SN2012fh Paper

Current explanations of the mass-loss mechanism for stripped-envelope supernovae (SESNe) remain divided between single and binary progenitor systems. Here we obtain deep ultraviolet (UV) imaging with the {\it Hubble Space Telescope (HST)} of the Type Ic SN 2012fh to search for the presence of a surviving companion star to the progenitor. We synthesize these observations with archival {\it HST} imaging, ground-based spectroscopy, and previous analyses from the literature to provide three independent constraints on the progenitor system.

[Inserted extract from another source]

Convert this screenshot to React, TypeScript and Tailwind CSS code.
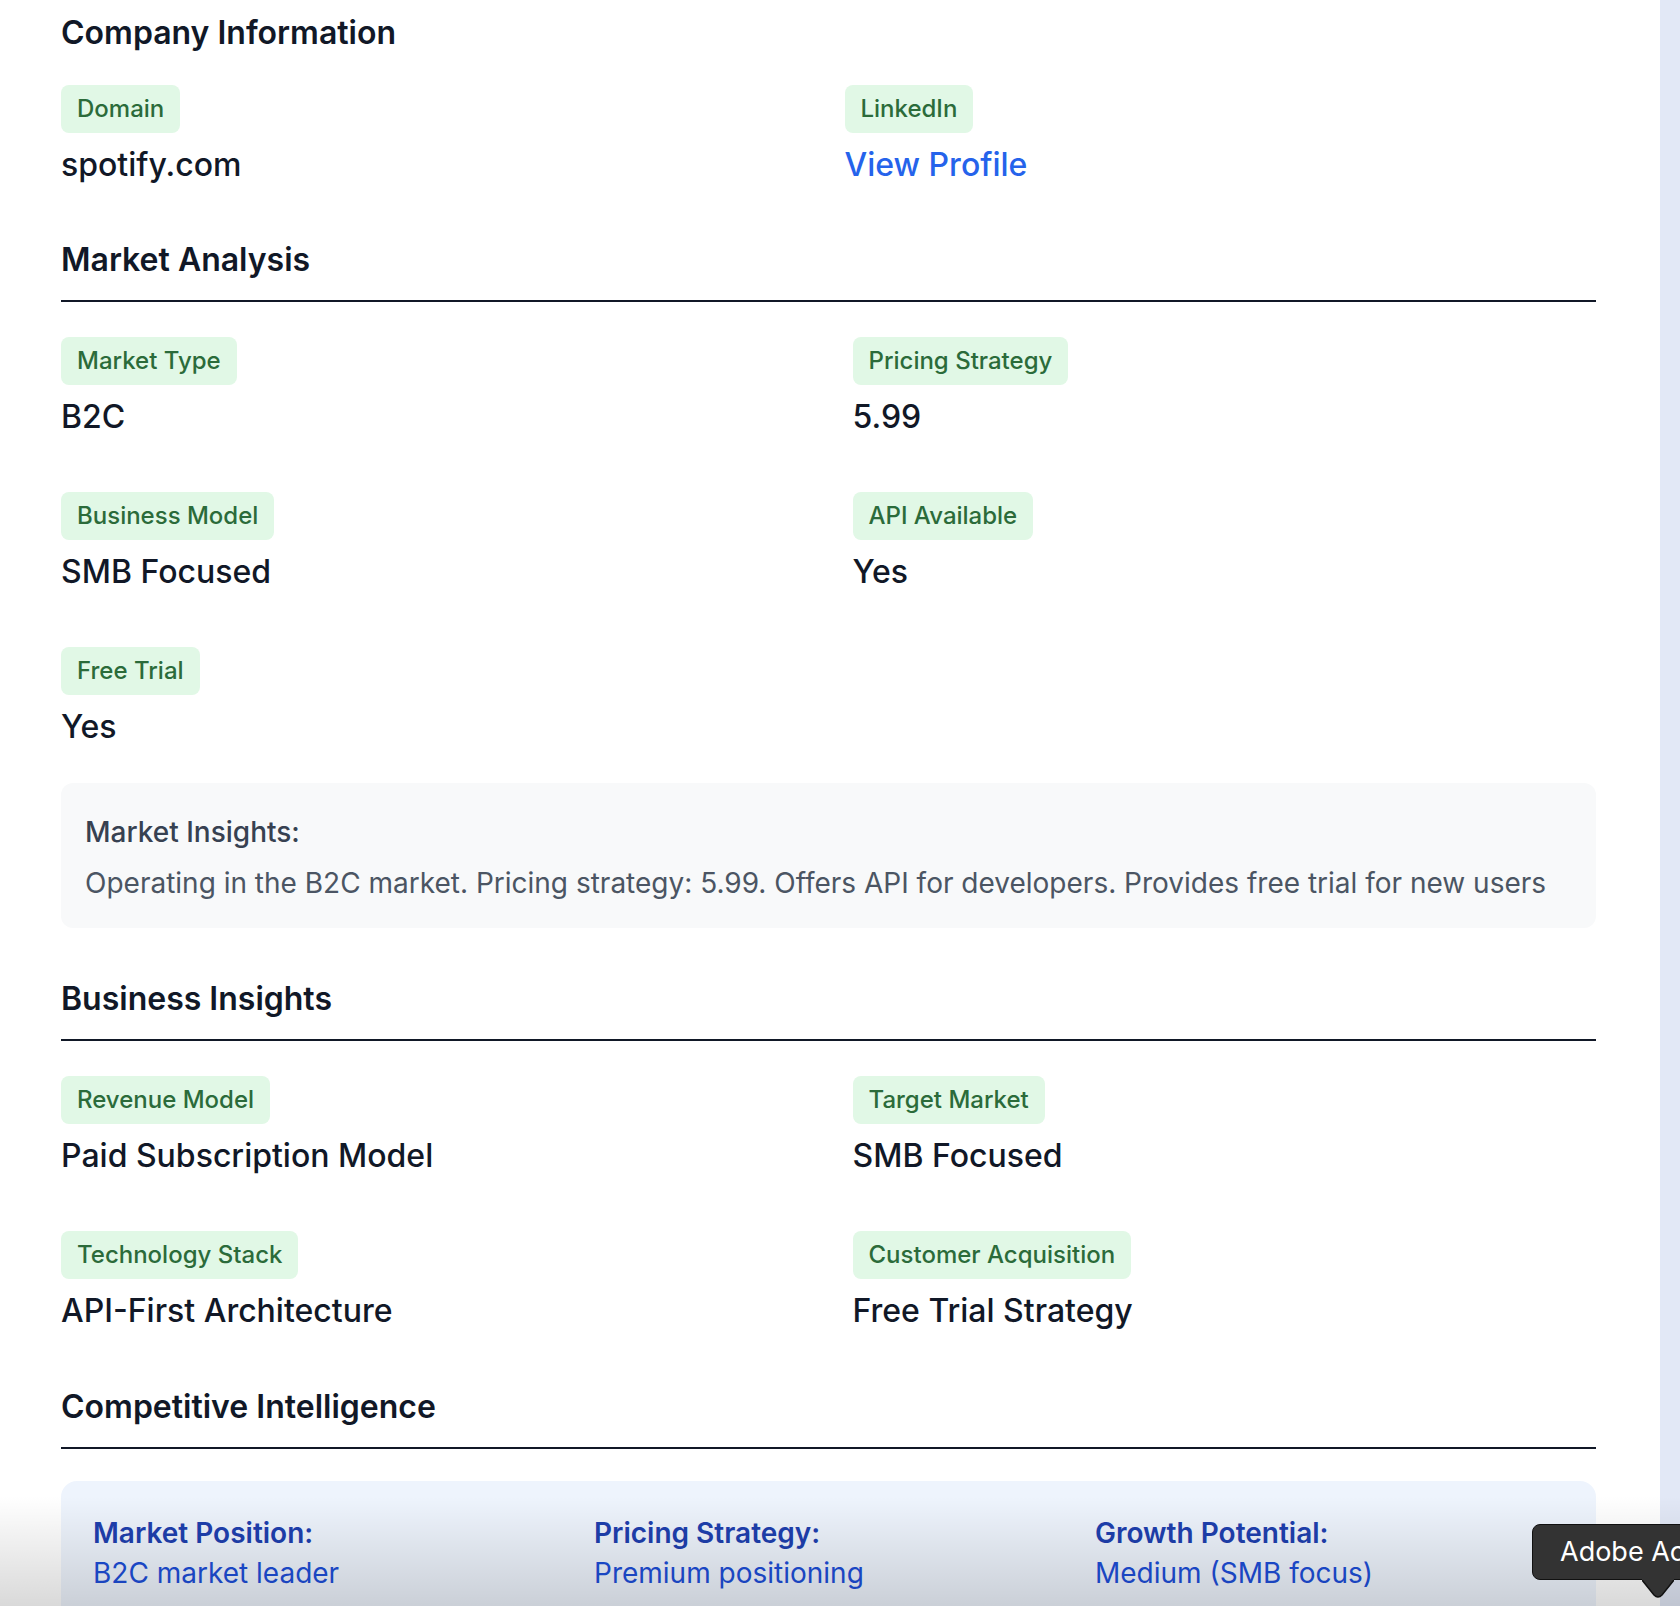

We fit the color-magnitude diagram of the surrounding population to constrain the most likely age of the system to be $<20$\,Myr.  Analysis of spectra of SN~2012fh provide an estimate of the He core mass of the progenitor star, $>5.6$ M$_{\odot}$.  We analyze deep {\it HST} images at the precise location after the SN faded to constrain the luminosity of any remaining main-sequence binary companion to be $\log(L/L_{\odot}) \lesssim 3.35$. Combining  observational constraints with current binary population synthesis models excludes the presence of a faint stellar companion SN~2012fh at the $\lesssim10\%$ level. The  progenitor was therefore either effectively isolated at the time of explosion or orbited by a black-hole companion.  The latter scenario dominates if we only consider models that produce successful supernovae.